I like being with Oakie. And it’s because I like having lunch the next day!

There was a place in Denver that had a 10-lb. pizza. If you ate the whole thing, you got it for free. They had before and after pictures of the people who pulled it off, and they all looked like they were going to keel over. What was the name of that place???

Yes! I ordered the pork tenderloin. I brought it home and ate again until I was full and then Mr. K (who’s a big fan of “Man Food”) pigged out as well!

Beau Jo’s. They’re still doing this, as far as I know.

Scary, scary thread.

Isn’t there a place in Texas where you get the steak for free if you can finish it–like a 3-lb steak or something?

Then there’s the Newport Creamery Awful Awful–awful big, awful good thick shake. Drink three, get one free.

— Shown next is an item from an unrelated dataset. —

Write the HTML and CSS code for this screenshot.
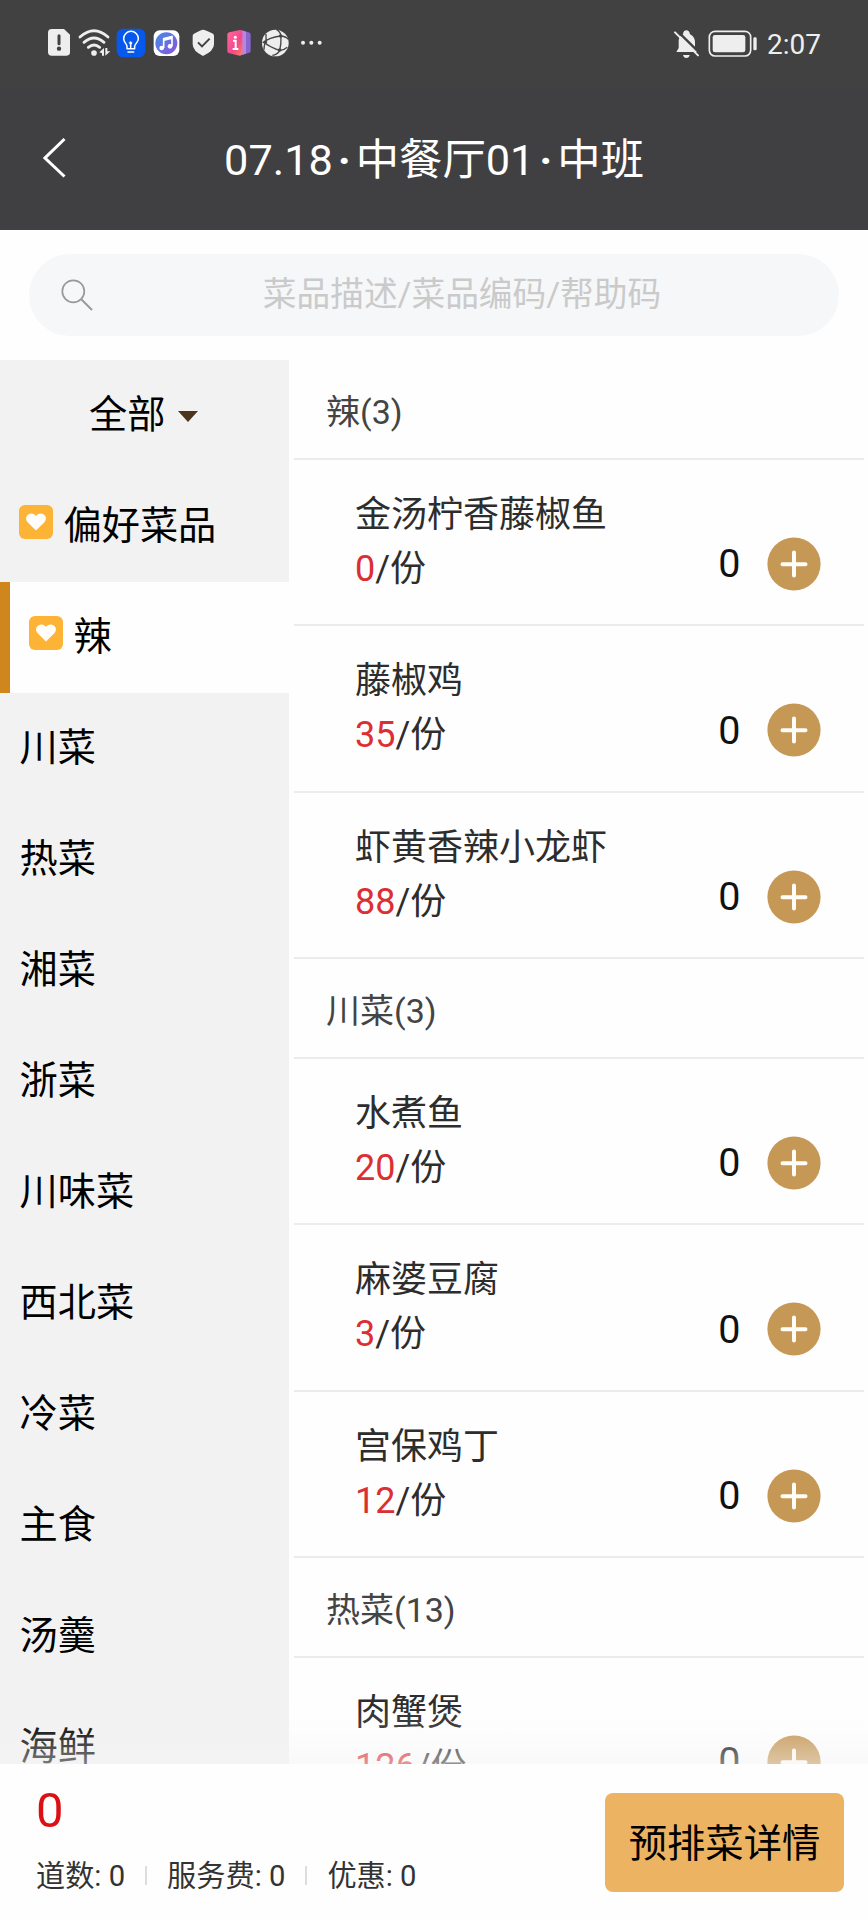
FILE: index.html
```html
<!DOCTYPE html>
<html lang="zh-CN">
<head>
<meta charset="utf-8">
<title>07.18·中餐厅01·中班</title>
<link rel="stylesheet" href="styles.css">
</head>
<body>
<svg class="defs" aria-hidden="true">
  <symbol id="plus" viewBox="0 0 54 54"><circle cx="27" cy="27" r="26.6" fill="#c69856"/><path d="M27 15.500v23M15.500 27.200h23" stroke="#fffdf8" stroke-width="4" stroke-linecap="round"/></symbol>
  <symbol id="heart" viewBox="0 0 34 34"><rect width="34" height="34" rx="6" fill="#fdb335"/><path d="M17 25.6 8.6 17.200C6.200 14.500 6.800 10.800 9.500 9.300 12.300 7.800 15.500 8.600 17 11c1.500-2.400 4.700-3.200 7.500-1.700 2.700 1.500 3.300 5.200.9 7.900z" fill="#fffefa"/></symbol>
</svg>
<div class="screen">
  <header class="header">
    <div class="status">
      <svg class="status-left" viewBox="0 0 930 165">
        <defs>
          <linearGradient id="pink" x1="0" y1="0" x2="1" y2="1"><stop stop-color="#ff6b9b"/><stop offset=".6" stop-color="#f3478c"/><stop offset="1" stop-color="#ff8058"/></linearGradient>
          <linearGradient id="note" x1="0" y1="0" x2="1" y2="1"><stop stop-color="#428bea"/><stop offset="1" stop-color="#8a55d8"/></linearGradient>
        </defs>
        <path d="M65 42h37l18 17v53q0 10-10 10H65q-11 0-11-11V53q0-11 11-11z" fill="#eee"/>
        <path d="M87 62v24" stroke="#414141" stroke-width="9" stroke-linecap="round"/><circle cx="87" cy="101" r="6.500" fill="#414141"/>
        <g fill="none" stroke="#eee" stroke-width="8.500" stroke-linecap="round"><path d="M150 66q42-38 84 0M162 82q30-26 60 0M175 97q17-14 34 0"/></g>
        <circle cx="192" cy="114" r="8.500" fill="#eee"/><path d="M208 112l14-13v23h-6v-7zM226 99v23l15-13h-9v-10z" fill="#eee"/>
        <rect x="260" y="41" width="86" height="86" rx="20" fill="#0759ee"/>
        <g fill="none" stroke="#fff" stroke-width="4.500" stroke-linecap="round" stroke-linejoin="round"><path d="M291 101v-7c0-7-10-12-10-23a22 22 0 0 1 44 0c0 11-11 16-11 23v7zM294 111h17M302 98V86"/><path d="M302 79l5 5-5 5-5-5z" fill="#fff" stroke-width="1"/></g>
        <rect x="371" y="46" width="77" height="77" rx="18" fill="#fff"/><circle cx="409" cy="85" r="33" fill="url(#note)"/>
        <path d="M401 99V71l25-6v28" fill="none" stroke="#fff" stroke-width="5"/><path d="M401 74l25-6" stroke="#fff" stroke-width="8"/><circle cx="395" cy="99" r="7" fill="#fff"/><circle cx="420" cy="94" r="7" fill="#fff"/>
        <path d="M519 44q6 0 30 12 3 2 3 7v25q0 20-33 35-31-15-31-35V63q0-5 4-7 22-12 27-12z" fill="#eee"/><path d="M504 82l12 12 23-23" fill="none" stroke="#414141" stroke-width="6"/>
        <path d="M632 46l24 6q6 2 6 7v49q0 5-6 6l-24 6z" fill="#8865cf"/><path d="M635 46l13 4v66l-13 4z" fill="#b985dd"/>
        <path d="M592 58q0-5 6-6l31-7q8-1 8 7v63q0 8-8 7l-31-7q-6-1-6-6z" fill="url(#pink)"/><path d="M609 77h8v25m-9 0h17" fill="none" stroke="#fff" stroke-width="6"/><circle cx="616" cy="67" r="4.500" fill="#fff"/>
        <circle cx="736" cy="84" r="40" fill="#eee"/><g fill="none" stroke="#454545" stroke-width="4"><path d="M739 43q13 7 14 21 1 22-4 43-7 13-22 14M698 84q20-17 53-21 17 1 24 10M702 104q0-11 3-20 13 11 44 23 14-2 23-10M708 57l0 22"/></g><circle cx="706" cy="81" r="5.500" fill="#454545"/><circle cx="752" cy="63" r="5.500" fill="#454545"/><circle cx="749" cy="105" r="5.500" fill="#454545"/>
        <g fill="#eee"><circle cx="819" cy="83" r="6"/><circle cx="844" cy="83" r="6"/><circle cx="869" cy="83" r="6"/></g>
      </svg>
      <div class="status-right">
        <svg class="status-power" viewBox="66 40 260 90">
          <path d="M79 109l7-12V74q2-13 13-18 1-12 10-12t11 12q14 6 15 24v18l7 11zM99 118h20q-2 9-10 9t-10-9z" fill="#eee"/>
          <path d="M80 44l68 67" stroke="#414141" stroke-width="7"/><path d="M75 50l69 69" stroke="#eee" stroke-width="6" stroke-linecap="round"/>
          <rect x="178" y="47" width="124" height="74" rx="17" fill="none" stroke="#eee" stroke-width="5"/><rect x="188" y="58" width="98" height="52" rx="7" fill="#eee"/><rect x="310" y="65" width="10" height="39" rx="4" fill="#eee"/>
        </svg>
        <span class="clock">2:07</span>
      </div>
    </div>
    <div class="titlebar">
      <svg class="back" viewBox="0 0 24 42"><path d="M21.500 2 2 21l19.500 18.500" fill="none" stroke="#fff" stroke-width="3"/></svg>
      <h1 class="title">07.18<span class="dot">·</span>中餐厅01<span class="dot">·</span>中班</h1>
    </div>
  </header>

  <div class="search">
    <svg class="search-icon" viewBox="0 0 32 32"><circle cx="12.300" cy="12.300" r="11" fill="none" stroke="#999" stroke-width="1.700"/><path d="M20.500 20.500 31 31" stroke="#999" stroke-width="2"/></svg>
    <span class="search-hint">菜品描述/菜品编码/帮助码</span>
  </div>

  <main class="content">
    <nav class="side">
      <div class="cat all">全部<i class="caret"></i></div>
      <div class="cat"><svg class="heart"><use href="#heart"/></svg>偏好菜品</div>
      <div class="cat active"><svg class="heart"><use href="#heart"/></svg>辣</div>
      <div class="cat">川菜</div>
      <div class="cat">热菜</div>
      <div class="cat">湘菜</div>
      <div class="cat">浙菜</div>
      <div class="cat">川味菜</div>
      <div class="cat">西北菜</div>
      <div class="cat">冷菜</div>
      <div class="cat">主食</div>
      <div class="cat">汤羹</div>
      <div class="cat">海鲜</div>
    </nav>
    <div class="list">
      <h2 class="group">辣(3)</h2>
      <div class="dish"><div class="info"><div>金汤柠香藤椒鱼</div><div><b>0</b>/份</div></div><div class="step"><span>0</span><svg class="plus"><use href="#plus"/></svg></div></div>
      <div class="dish"><div class="info"><div>藤椒鸡</div><div><b>35</b>/份</div></div><div class="step"><span>0</span><svg class="plus"><use href="#plus"/></svg></div></div>
      <div class="dish"><div class="info"><div>虾黄香辣小龙虾</div><div><b>88</b>/份</div></div><div class="step"><span>0</span><svg class="plus"><use href="#plus"/></svg></div></div>
      <h2 class="group">川菜(3)</h2>
      <div class="dish"><div class="info"><div>水煮鱼</div><div><b>20</b>/份</div></div><div class="step"><span>0</span><svg class="plus"><use href="#plus"/></svg></div></div>
      <div class="dish"><div class="info"><div>麻婆豆腐</div><div><b>3</b>/份</div></div><div class="step"><span>0</span><svg class="plus"><use href="#plus"/></svg></div></div>
      <div class="dish"><div class="info"><div>宫保鸡丁</div><div><b>12</b>/份</div></div><div class="step"><span>0</span><svg class="plus"><use href="#plus"/></svg></div></div>
      <h2 class="group">热菜(13)</h2>
      <div class="dish"><div class="info"><div>肉蟹煲</div><div><b>126</b>/份</div></div><div class="step"><span>0</span><svg class="plus"><use href="#plus"/></svg></div></div>
    </div>
    <div class="fade"></div>
  </main>

  <footer class="footer">
    <div class="summary">
      <div class="total">0</div>
      <div class="meta"><span>道数: 0</span><i></i><span>服务费: 0</span><i></i><span>优惠: 0</span></div>
    </div>
    <button class="detail">预排菜详情</button>
  </footer>
</div>
</body>
</html>
```
FILE: styles.css
```css
* { box-sizing: border-box; }
body { margin: 0; background: #fefefe; font-family: Roboto, "Noto Sans CJK SC", sans-serif; color: #000; }
.defs { position: absolute; width: 0; height: 0; }
.screen { width: 868px; height: 1920px; display: flex; flex-direction: column; overflow: hidden; }

.header { height: 230px; flex: none; background: #404042; color: #fff; }
.status { height: 88px; padding: 15px 48px 0 30px; display: flex; justify-content: space-between; background: #414141; }
.status-left { width: 310px; height: 55px; }
.status-right { height: 57px; display: flex; align-items: center; }
.status-power { width: 86.700px; height: 30px; margin-right: 8px; }
.clock { width: 53px; font-size: 28px; line-height: 40px; color: #eee; white-space: nowrap; padding-top: 2px; }
.titlebar { height: 142px; padding: 0 43px; display: grid; grid-template-columns: 24px 1fr 24px; align-items: center; }
.back { width: 24px; height: 42px; margin-top: -2px; }
.title { margin: 4px 0 0; font-size: 43.300px; line-height: 60px; font-weight: 400; text-align: center; white-space: nowrap; }
.dot { display: inline-block; width: 23px; text-align: center; font-weight: 700; }

.search { flex: none; height: 82px; margin: 24px 29px; padding: 0 32px; border-radius: 41px; background: #f6f7f9; display: grid; grid-template-columns: 32px 1fr 32px; align-items: center; }
.search-icon { width: 32px; height: 32px; }
.search-hint { text-align: center; font-size: 33.700px; line-height: 48px; color: #cacaca; white-space: nowrap; margin-right: -58px; margin-left: -2px; }

.content { position: relative; flex: none; height: 1404px; display: flex; gap: 5px; overflow: hidden; }
.side { width: 289px; height: 1443px; flex: none; background: #f2f2f2; }
.cat { height: 111px; padding: 0 0 1px 19.500px; display: flex; align-items: center; font-size: 38.200px; line-height: 56px; }
.all { padding-left: 89px; }
.caret { width: 0; height: 0; margin: 2px 0 0 13px; border: solid transparent; border-width: 11px 10px 0; border-top-color: #4d341d; }
.heart { width: 34px; height: 34px; margin: -8px 11px 0 -1px; }
.active { background: #fefefe; border-left: 10px solid #cf871d; }
.list { width: 570px; flex: none; }
.group { height: 99.600px; margin: 0; padding-left: 32px; border-bottom: 2px solid #ececec; font-size: 34px; line-height: 98px; font-weight: 400; color: #444; padding-top: 3px; }
.dish { height: 166.500px; padding-left: 61px; padding-right: 43.500px; border-bottom: 2px solid #ececec; display: flex; justify-content: space-between; color: #2d2d2d; }
.info { padding-top: 28px; font-size: 36px; line-height: 54px; white-space: nowrap; }
.info b { font-weight: 400; color: #dc2f33; }
.step { height: 54px; margin-top: 77px; display: flex; align-items: center; gap: 26px; font-size: 39.500px; color: #111; }
.plus { width: 54px; height: 54px; }
.fade { position: absolute; left: 0; right: 0; bottom: 0; height: 60px; background: linear-gradient(rgba(246,246,246,0), rgba(246,246,246,.1) 40%, rgba(244,244,244,.5)); }

.footer { flex: none; height: 156px; padding: 0 24px 0 36px; display: flex; justify-content: space-between; background: #fefefe; }
.total { height: 82px; padding-top: 6px; font-size: 49px; line-height: 82px; color: #dc1014; }
.meta { display: flex; align-items: center; height: 54px; font-size: 29.200px; color: #333; white-space: nowrap; }
.meta i { width: 2px; height: 19px; margin: 4px 20px 0; background: #ddd; }
.detail { width: 239px; height: 99px; margin-top: 29px; padding: 3px 0 0; border: 0; border-radius: 8px; background: #ecb462; color: #000; font: 38.300px/60px Roboto, "Noto Sans CJK SC", sans-serif; white-space: nowrap; }
```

Oh, it’s 12-14 pounds for two people. That sounds doable.

<<“The Challenge” a 12-14 pound pie probably could have saved the Donner Party. The pie’s appropriate name also serves as an invitation for two people to eat in one hour, at one sitting. If they succeed, the pizza is free and they win $100 plus 2 Beau Jo’s Tee-shirts. And almost unbelievably, such a feat has happened about a dozen times in Beau Jo’s history. “And not by huge people”, says Bair, “Usually they’re pretty fit people”. In celebration of the restaurant’s 25th year anniversary…“The Challenge” prize went up to $500. Despite the extra reward, the challenge was met only once, by two high school students. >>

To be fair, the whole POINT of a fried tenderloin is that it’s bigger than the plate. Of course, that’s supposed to be because it’s pounded out very, very thin.

And to Colophon, in America we tend to take the leftovers home with us. No waste. I know it offends European sensibilities, but it’s what we do.

That’s the place! I’m feeling a little woozy after reading that!

— signed, Two-Slice Kalhoun

Me, too. The whole “gorge yourself on Thanksgiving” concept gives me a headache. I eat the same amount I’d eat any other time of year. When I overeat, I feel lousy for hours and hours afterward and I’m incapable of clearing the table or even thinking about dessert.